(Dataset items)
Begin

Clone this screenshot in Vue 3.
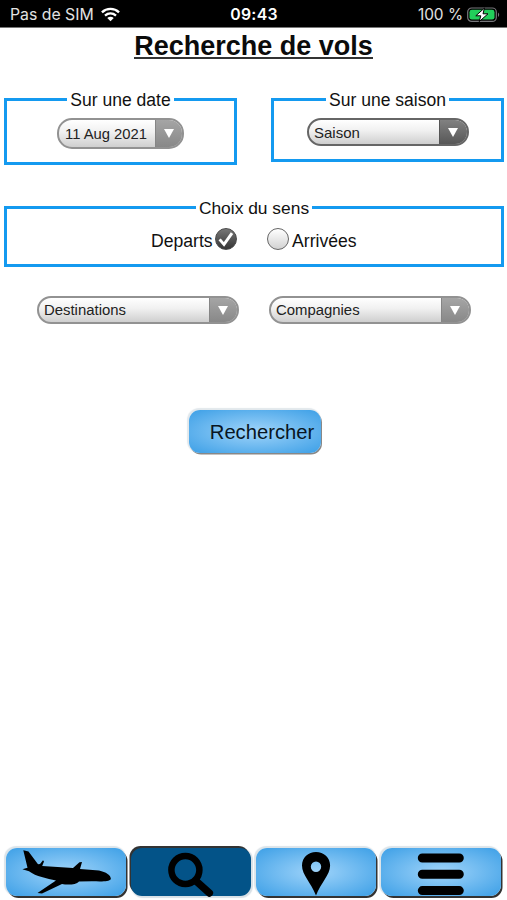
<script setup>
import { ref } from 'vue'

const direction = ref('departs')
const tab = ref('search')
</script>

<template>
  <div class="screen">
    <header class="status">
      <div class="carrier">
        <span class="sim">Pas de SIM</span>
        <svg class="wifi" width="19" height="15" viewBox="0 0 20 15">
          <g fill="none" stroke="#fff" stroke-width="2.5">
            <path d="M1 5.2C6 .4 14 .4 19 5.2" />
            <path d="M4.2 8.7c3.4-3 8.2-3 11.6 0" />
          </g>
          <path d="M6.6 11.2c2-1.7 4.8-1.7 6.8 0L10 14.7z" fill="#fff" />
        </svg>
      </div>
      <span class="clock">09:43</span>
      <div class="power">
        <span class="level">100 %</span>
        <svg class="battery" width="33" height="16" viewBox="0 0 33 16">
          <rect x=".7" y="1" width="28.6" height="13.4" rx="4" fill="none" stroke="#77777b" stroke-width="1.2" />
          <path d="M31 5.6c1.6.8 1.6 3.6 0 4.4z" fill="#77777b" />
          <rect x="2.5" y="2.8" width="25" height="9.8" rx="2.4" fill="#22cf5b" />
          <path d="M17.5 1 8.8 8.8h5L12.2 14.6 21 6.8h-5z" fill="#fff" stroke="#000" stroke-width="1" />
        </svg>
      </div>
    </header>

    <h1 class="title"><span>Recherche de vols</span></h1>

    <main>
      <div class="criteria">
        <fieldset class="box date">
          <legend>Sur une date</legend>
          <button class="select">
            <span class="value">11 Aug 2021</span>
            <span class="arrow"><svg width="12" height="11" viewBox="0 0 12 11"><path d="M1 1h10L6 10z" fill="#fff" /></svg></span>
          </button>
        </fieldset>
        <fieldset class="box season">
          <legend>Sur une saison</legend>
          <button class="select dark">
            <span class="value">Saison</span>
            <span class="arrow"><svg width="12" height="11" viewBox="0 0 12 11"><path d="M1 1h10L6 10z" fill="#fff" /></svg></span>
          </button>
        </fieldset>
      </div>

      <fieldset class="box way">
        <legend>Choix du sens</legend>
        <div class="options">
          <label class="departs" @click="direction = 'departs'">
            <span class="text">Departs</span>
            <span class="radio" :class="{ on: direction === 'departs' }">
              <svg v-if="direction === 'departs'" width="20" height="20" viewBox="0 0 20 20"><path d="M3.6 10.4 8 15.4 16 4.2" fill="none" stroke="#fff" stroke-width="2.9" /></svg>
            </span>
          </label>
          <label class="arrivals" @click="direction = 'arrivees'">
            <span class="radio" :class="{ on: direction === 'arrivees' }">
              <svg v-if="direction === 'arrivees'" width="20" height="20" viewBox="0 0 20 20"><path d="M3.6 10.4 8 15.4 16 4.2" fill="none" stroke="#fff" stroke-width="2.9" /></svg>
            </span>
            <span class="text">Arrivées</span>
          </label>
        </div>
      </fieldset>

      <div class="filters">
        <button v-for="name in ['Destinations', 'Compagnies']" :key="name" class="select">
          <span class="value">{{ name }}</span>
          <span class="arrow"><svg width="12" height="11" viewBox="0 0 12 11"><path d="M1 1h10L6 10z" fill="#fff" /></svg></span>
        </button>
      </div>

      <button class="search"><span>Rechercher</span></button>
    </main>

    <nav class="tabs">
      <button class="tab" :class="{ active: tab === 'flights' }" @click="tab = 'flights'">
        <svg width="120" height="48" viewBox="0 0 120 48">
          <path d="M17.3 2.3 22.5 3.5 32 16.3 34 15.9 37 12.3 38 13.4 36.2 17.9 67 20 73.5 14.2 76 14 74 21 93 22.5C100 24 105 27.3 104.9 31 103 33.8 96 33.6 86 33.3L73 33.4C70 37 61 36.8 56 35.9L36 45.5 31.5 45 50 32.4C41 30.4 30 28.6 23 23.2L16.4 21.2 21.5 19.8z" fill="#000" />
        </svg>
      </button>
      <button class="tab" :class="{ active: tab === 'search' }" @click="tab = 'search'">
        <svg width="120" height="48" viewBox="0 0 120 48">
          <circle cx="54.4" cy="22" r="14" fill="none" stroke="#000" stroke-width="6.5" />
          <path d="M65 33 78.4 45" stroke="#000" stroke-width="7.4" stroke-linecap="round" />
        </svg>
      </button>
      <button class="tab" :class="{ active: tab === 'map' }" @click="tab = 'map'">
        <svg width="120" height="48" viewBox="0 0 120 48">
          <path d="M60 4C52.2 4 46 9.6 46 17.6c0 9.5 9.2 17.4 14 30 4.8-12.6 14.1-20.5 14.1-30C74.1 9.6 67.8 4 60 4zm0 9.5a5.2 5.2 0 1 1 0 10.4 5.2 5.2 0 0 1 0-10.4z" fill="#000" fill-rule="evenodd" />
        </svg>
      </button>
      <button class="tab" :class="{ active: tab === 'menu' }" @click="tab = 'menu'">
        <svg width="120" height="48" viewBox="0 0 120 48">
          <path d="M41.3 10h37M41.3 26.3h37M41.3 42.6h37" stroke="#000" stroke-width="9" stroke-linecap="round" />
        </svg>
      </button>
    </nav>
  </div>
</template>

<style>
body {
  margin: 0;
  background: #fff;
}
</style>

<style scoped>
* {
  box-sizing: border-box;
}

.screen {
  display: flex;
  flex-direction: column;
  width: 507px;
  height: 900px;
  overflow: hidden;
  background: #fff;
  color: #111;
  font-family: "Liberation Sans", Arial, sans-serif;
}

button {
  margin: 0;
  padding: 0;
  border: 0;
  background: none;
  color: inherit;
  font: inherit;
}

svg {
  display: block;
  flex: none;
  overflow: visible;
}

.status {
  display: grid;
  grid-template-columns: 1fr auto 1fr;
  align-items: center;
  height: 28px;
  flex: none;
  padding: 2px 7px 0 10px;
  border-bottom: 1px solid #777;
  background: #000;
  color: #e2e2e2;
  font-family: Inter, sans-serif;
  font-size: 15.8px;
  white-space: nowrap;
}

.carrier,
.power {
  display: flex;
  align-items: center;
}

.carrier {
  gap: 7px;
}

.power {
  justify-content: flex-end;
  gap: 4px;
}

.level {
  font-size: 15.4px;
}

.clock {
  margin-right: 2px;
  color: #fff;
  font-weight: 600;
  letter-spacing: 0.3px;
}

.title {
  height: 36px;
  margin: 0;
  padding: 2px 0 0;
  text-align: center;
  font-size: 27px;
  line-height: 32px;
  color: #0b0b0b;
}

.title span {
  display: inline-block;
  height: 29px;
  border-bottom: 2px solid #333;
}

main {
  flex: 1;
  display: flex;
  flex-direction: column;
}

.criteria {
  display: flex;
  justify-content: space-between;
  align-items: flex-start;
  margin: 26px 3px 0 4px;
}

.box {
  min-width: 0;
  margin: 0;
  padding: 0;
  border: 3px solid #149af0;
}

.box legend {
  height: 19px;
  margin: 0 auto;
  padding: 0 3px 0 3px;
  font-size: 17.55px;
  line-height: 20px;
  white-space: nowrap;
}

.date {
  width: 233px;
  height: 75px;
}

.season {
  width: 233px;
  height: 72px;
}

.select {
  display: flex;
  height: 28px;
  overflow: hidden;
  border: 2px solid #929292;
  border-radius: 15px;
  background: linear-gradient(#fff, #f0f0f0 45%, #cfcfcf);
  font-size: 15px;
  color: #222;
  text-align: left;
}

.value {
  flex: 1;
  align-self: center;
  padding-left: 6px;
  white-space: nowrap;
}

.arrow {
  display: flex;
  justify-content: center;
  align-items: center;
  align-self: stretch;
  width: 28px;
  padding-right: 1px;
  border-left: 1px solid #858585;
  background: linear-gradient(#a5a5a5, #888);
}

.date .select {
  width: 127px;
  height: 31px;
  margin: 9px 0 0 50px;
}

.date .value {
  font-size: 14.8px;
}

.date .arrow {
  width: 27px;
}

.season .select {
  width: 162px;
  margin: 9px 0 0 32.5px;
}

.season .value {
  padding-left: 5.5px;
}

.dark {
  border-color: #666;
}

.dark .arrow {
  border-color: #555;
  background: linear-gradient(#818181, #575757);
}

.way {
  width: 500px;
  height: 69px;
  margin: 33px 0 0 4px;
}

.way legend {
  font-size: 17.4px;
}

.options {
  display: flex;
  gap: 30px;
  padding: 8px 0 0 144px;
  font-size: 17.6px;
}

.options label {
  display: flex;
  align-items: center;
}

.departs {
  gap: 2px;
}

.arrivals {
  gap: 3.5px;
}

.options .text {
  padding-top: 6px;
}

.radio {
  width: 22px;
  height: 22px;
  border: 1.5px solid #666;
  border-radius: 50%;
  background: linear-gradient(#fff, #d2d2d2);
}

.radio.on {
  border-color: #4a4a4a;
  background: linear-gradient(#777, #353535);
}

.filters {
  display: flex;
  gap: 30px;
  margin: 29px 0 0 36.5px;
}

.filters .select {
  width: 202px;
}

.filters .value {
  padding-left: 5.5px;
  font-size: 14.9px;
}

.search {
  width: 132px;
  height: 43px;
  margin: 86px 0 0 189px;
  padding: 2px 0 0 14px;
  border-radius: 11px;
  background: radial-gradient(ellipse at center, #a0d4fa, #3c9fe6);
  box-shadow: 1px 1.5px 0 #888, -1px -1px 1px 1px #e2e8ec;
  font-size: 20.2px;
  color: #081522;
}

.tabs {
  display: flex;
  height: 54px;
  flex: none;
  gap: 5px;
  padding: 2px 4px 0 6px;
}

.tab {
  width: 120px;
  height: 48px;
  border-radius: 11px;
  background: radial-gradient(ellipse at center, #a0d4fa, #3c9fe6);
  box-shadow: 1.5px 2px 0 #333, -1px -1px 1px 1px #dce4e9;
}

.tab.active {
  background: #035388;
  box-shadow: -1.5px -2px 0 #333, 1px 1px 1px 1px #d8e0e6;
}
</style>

End
Begin

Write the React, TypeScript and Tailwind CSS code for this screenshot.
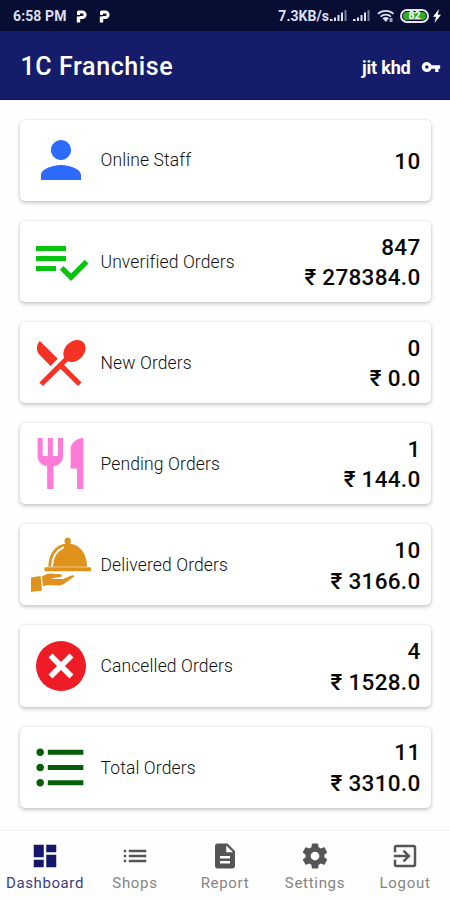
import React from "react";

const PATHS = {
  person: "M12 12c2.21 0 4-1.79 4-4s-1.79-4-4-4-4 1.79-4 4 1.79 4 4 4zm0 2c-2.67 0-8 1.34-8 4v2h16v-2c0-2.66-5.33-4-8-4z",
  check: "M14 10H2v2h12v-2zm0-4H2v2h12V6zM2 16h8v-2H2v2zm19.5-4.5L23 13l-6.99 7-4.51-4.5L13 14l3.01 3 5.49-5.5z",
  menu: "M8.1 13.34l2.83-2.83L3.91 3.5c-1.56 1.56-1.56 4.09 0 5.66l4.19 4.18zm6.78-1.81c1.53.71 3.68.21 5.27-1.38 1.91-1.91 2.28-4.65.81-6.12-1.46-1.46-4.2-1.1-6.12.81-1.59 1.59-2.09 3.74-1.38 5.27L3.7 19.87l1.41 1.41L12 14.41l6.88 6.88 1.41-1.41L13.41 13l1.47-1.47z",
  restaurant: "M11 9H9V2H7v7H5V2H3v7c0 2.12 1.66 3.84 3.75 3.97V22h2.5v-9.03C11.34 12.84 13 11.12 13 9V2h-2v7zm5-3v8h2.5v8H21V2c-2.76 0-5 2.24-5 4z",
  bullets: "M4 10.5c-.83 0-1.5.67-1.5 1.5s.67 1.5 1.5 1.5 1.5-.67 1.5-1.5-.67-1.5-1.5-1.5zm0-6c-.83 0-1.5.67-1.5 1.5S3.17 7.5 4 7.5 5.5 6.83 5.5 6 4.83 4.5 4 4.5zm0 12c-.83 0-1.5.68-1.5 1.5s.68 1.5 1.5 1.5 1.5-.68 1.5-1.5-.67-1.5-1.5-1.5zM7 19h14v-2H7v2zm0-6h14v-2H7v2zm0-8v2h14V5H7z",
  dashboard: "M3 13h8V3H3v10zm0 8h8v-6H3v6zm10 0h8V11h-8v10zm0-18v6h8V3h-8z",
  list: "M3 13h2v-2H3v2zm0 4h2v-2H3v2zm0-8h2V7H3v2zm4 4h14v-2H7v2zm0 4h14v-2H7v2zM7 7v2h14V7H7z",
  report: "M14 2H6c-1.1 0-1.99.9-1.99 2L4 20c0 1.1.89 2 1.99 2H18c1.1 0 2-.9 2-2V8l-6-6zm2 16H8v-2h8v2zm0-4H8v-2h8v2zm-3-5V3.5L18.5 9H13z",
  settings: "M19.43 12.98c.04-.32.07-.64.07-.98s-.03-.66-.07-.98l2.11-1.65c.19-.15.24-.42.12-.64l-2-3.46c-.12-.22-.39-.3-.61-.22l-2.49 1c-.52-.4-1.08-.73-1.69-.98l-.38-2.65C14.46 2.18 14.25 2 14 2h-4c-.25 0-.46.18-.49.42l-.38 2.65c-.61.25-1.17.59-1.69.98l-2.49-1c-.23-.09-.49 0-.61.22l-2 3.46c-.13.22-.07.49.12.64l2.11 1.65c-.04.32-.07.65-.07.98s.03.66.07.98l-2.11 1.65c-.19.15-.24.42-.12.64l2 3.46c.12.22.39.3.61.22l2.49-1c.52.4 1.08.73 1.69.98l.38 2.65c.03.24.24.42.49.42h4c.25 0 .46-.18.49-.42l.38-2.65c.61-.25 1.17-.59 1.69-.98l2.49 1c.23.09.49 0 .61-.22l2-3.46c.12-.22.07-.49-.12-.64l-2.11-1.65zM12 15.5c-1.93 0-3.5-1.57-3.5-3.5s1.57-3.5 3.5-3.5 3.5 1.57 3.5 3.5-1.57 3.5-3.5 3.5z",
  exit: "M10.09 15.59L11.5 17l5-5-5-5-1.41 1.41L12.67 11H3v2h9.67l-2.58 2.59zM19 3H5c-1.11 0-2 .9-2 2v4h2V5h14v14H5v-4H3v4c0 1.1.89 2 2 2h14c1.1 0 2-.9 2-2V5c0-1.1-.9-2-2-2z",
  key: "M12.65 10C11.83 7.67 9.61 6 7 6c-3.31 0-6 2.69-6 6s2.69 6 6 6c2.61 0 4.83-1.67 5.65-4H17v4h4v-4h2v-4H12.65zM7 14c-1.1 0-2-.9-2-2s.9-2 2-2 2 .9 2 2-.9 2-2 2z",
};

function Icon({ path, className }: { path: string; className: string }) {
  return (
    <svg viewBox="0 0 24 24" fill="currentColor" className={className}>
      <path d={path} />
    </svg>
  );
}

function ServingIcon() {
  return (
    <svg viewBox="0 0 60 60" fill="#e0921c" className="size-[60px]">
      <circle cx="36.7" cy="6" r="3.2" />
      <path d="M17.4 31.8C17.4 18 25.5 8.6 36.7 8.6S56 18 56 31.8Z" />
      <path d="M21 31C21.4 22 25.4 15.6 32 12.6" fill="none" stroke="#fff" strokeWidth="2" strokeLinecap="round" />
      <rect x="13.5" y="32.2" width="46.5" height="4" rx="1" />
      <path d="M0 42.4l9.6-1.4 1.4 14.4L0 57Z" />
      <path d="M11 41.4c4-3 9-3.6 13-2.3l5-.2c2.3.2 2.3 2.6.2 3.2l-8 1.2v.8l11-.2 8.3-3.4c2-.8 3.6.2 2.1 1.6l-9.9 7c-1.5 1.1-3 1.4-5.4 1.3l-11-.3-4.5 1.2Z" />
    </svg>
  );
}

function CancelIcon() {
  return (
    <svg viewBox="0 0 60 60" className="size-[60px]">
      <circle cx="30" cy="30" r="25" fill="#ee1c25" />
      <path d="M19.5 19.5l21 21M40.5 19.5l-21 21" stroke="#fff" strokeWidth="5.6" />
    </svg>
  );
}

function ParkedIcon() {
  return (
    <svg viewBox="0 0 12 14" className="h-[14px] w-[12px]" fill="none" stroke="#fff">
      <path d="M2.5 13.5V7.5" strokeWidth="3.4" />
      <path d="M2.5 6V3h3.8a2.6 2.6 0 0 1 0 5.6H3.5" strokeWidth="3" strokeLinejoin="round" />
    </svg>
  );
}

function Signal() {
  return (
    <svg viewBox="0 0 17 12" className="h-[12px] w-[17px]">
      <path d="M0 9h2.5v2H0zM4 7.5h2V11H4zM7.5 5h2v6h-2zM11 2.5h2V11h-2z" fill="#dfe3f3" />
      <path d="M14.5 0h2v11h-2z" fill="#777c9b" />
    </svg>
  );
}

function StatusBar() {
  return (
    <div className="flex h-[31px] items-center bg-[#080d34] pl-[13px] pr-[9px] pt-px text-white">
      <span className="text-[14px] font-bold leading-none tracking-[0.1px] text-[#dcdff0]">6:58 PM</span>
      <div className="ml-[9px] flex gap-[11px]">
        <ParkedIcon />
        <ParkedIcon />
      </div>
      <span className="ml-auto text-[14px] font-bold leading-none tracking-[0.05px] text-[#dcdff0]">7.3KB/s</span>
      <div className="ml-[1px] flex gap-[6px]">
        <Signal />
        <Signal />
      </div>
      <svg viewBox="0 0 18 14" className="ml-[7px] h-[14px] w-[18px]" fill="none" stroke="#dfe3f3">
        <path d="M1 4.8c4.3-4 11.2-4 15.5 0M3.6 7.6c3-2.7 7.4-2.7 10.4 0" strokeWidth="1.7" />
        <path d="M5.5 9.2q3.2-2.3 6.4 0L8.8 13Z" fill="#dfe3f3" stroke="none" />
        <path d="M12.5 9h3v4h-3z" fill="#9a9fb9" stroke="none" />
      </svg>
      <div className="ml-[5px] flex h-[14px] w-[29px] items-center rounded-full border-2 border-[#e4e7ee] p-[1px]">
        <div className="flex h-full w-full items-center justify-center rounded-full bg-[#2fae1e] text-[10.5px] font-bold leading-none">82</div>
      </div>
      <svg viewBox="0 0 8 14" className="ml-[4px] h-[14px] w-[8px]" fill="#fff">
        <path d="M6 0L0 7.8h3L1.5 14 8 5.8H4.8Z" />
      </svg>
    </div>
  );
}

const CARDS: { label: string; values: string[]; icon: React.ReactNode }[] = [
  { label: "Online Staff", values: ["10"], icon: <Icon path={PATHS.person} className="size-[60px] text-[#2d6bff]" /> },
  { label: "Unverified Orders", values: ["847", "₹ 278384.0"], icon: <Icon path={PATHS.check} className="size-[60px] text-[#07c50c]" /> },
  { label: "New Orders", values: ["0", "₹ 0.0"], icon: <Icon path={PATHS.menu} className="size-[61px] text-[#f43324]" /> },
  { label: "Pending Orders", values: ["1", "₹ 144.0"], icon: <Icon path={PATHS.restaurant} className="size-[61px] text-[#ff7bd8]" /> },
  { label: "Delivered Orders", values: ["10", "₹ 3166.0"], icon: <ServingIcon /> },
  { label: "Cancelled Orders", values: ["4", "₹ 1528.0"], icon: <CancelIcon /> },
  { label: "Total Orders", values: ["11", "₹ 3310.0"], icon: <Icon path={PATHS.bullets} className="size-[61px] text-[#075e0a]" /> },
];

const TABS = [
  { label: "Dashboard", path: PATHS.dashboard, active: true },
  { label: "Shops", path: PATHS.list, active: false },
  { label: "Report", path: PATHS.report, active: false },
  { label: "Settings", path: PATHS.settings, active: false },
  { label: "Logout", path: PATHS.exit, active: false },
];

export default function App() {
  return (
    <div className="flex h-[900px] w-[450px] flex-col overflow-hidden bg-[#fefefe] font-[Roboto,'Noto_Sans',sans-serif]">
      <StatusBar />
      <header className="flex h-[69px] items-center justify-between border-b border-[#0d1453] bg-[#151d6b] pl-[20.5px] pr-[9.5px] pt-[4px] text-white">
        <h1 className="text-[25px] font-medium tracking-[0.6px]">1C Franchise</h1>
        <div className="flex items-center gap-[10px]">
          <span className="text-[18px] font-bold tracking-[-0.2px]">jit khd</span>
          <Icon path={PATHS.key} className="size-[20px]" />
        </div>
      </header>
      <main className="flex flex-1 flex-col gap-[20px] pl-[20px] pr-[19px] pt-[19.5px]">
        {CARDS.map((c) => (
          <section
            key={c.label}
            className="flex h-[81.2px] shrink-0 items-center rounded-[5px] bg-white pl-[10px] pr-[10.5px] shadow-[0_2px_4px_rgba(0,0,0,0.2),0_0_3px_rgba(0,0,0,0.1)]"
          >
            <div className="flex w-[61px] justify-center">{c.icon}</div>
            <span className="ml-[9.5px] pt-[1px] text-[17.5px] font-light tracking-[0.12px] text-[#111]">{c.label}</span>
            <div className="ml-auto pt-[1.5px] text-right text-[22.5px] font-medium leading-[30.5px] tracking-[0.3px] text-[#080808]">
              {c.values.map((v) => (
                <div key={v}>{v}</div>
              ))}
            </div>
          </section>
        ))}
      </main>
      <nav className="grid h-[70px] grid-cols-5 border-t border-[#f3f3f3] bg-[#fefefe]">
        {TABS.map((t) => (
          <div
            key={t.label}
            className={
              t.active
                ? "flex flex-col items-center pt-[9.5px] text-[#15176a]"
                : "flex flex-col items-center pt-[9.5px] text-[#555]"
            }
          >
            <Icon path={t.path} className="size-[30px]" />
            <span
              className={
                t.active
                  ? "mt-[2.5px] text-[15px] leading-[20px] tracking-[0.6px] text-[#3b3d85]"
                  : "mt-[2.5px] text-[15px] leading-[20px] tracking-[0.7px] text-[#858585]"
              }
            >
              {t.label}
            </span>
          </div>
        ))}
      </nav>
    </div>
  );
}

End

PROMPT: Report how many lines contain "React". Give nothing but the number.

EXERCISE RESULT: 3